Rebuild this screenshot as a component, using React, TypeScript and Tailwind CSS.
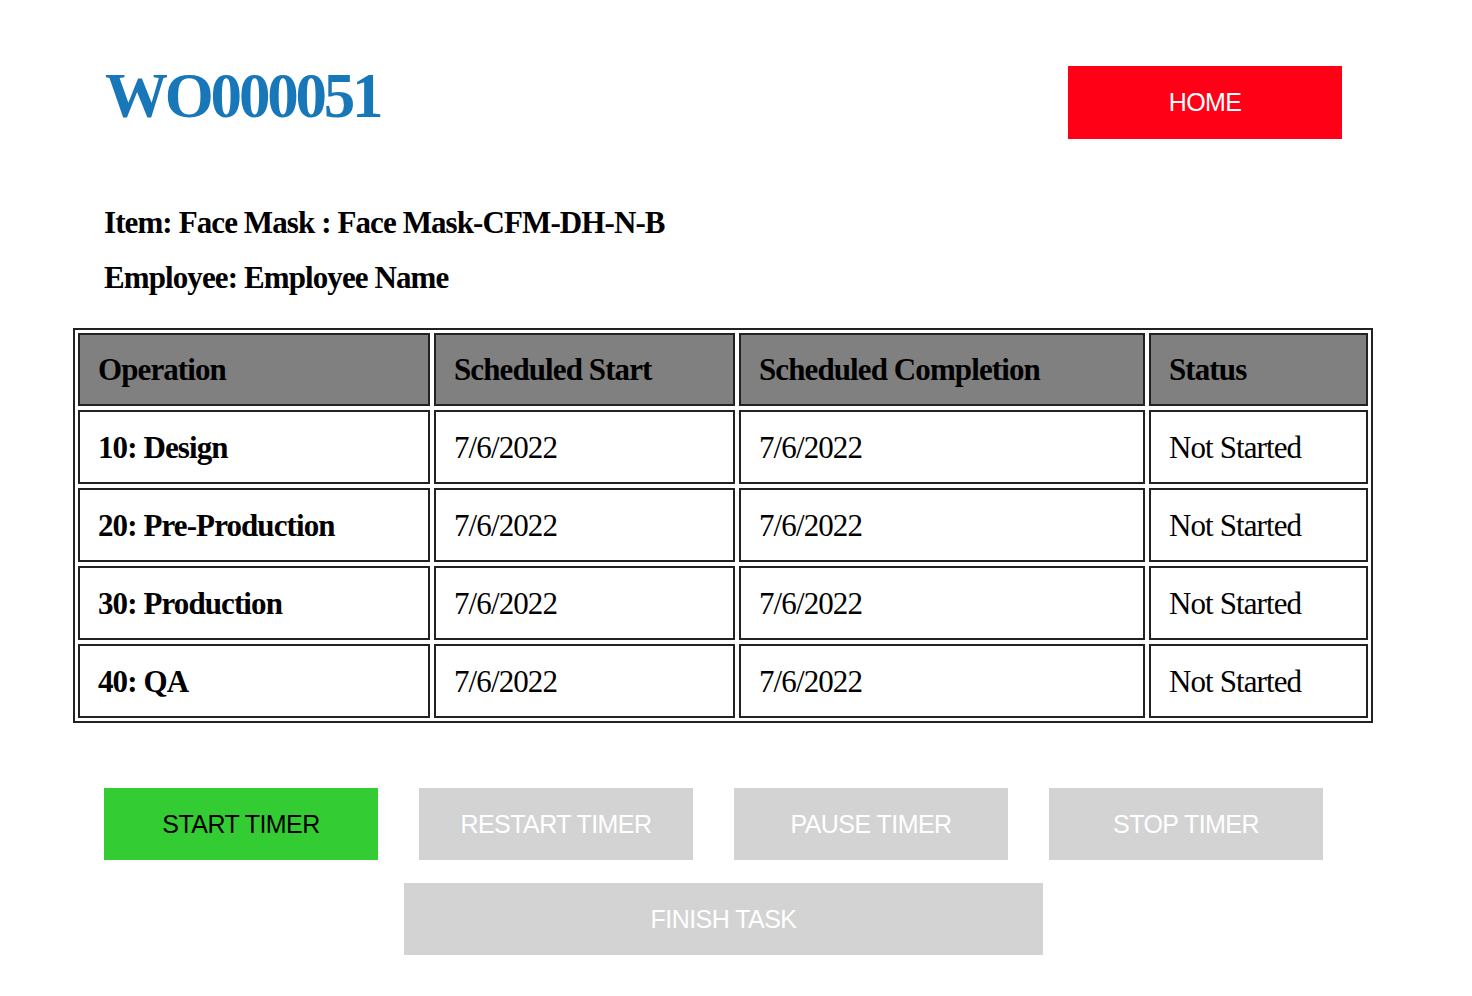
import React from "react";

const rows = [
  ["10: Design", "7/6/2022", "7/6/2022", "Not Started"],
  ["20: Pre-Production", "7/6/2022", "7/6/2022", "Not Started"],
  ["30: Production", "7/6/2022", "7/6/2022", "Not Started"],
  ["40: QA", "7/6/2022", "7/6/2022", "Not Started"],
];

function Cell({ children, head, bold }: { children: React.ReactNode; head?: boolean; bold?: boolean }) {
  return (
    <div
      className={
        "flex items-center border-2 border-[#222] pl-[18px] font-['Liberation_Serif','Times_New_Roman',serif] text-[31px] leading-none tracking-[-0.9px] text-black " +
        (head ? "h-[73px] bg-[#808080] font-bold" : "h-[74px] bg-white") +
        (bold ? " font-bold" : "")
      }
    >
      {children}
    </div>
  );
}

function Btn({ children, active }: { children: React.ReactNode; active?: boolean }) {
  return (
    <div
      className={
        "flex h-[72px] w-[274px] items-center justify-center font-['Liberation_Sans',Arial,sans-serif] text-[25px] leading-none tracking-[-0.55px] " +
        (active ? "bg-[#33cc33] text-black" : "bg-[#d3d3d3] text-white")
      }
    >
      {children}
    </div>
  );
}

export default function App() {
  return (
    <div className="min-h-[996px] w-full bg-white pl-[73px]">
      <div className="flex items-start pt-[65px]">
        <h1 className="ml-[32px] font-['Liberation_Serif','Times_New_Roman',serif] text-[63px] font-bold leading-none tracking-[-3.2px] text-[#1877b8]">
          WO000051
        </h1>
        <div className="ml-auto mr-[130px] mt-[1px] flex h-[73px] w-[274px] items-center justify-center bg-[#ff0016] font-['Liberation_Sans',Arial,sans-serif] text-[25px] leading-none tracking-[-0.6px] text-white">
          HOME
        </div>
      </div>

      <div className="ml-[31px] mt-[68px] flex flex-col gap-[24px] font-['Liberation_Serif','Times_New_Roman',serif] text-[31px] font-bold leading-none tracking-[-0.9px] text-black">
        <div>Item: Face Mask : Face Mask-CFM-DH-N-B</div>
        <div>Employee: Employee Name</div>
      </div>

      <div className="mt-[35px] grid w-[1300px] grid-cols-[352px_301px_406px_219px] gap-[4px] border-2 border-[#222] p-[3px]">
        <Cell head>Operation</Cell>
        <Cell head>Scheduled Start</Cell>
        <Cell head>Scheduled Completion</Cell>
        <Cell head>Status</Cell>
        {rows.map((r) => (
          <React.Fragment key={r[0]}>
            <Cell bold>{r[0]}</Cell>
            <Cell>{r[1]}</Cell>
            <Cell>{r[2]}</Cell>
            <Cell>{r[3]}</Cell>
          </React.Fragment>
        ))}
      </div>

      <div className="ml-[31px] mt-[65px] flex gap-[41px]">
        <Btn active>START TIMER</Btn>
        <Btn>RESTART TIMER</Btn>
        <Btn>PAUSE TIMER</Btn>
        <Btn>STOP TIMER</Btn>
      </div>
      <div className="ml-[331px] mt-[23px] flex h-[72px] w-[639px] items-center justify-center bg-[#d3d3d3] font-['Liberation_Sans',Arial,sans-serif] text-[25px] leading-none tracking-[-0.55px] text-white">
        FINISH TASK
      </div>
    </div>
  );
}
§
* _EXERCISE_: Go through the listing above and return every line where the word "React" occurs.

* _OUTPUT_:
Rebuild this screenshot as a component, using React, TypeScript and Tailwind CSS.
import React from "react";
function Cell({ children, head, bold }: { children: React.ReactNode; head?: boolean; bold?: boolean }) {
function Btn({ children, active }: { children: React.ReactNode; active?: boolean }) {
          <React.Fragment key={r[0]}>
          </React.Fragment>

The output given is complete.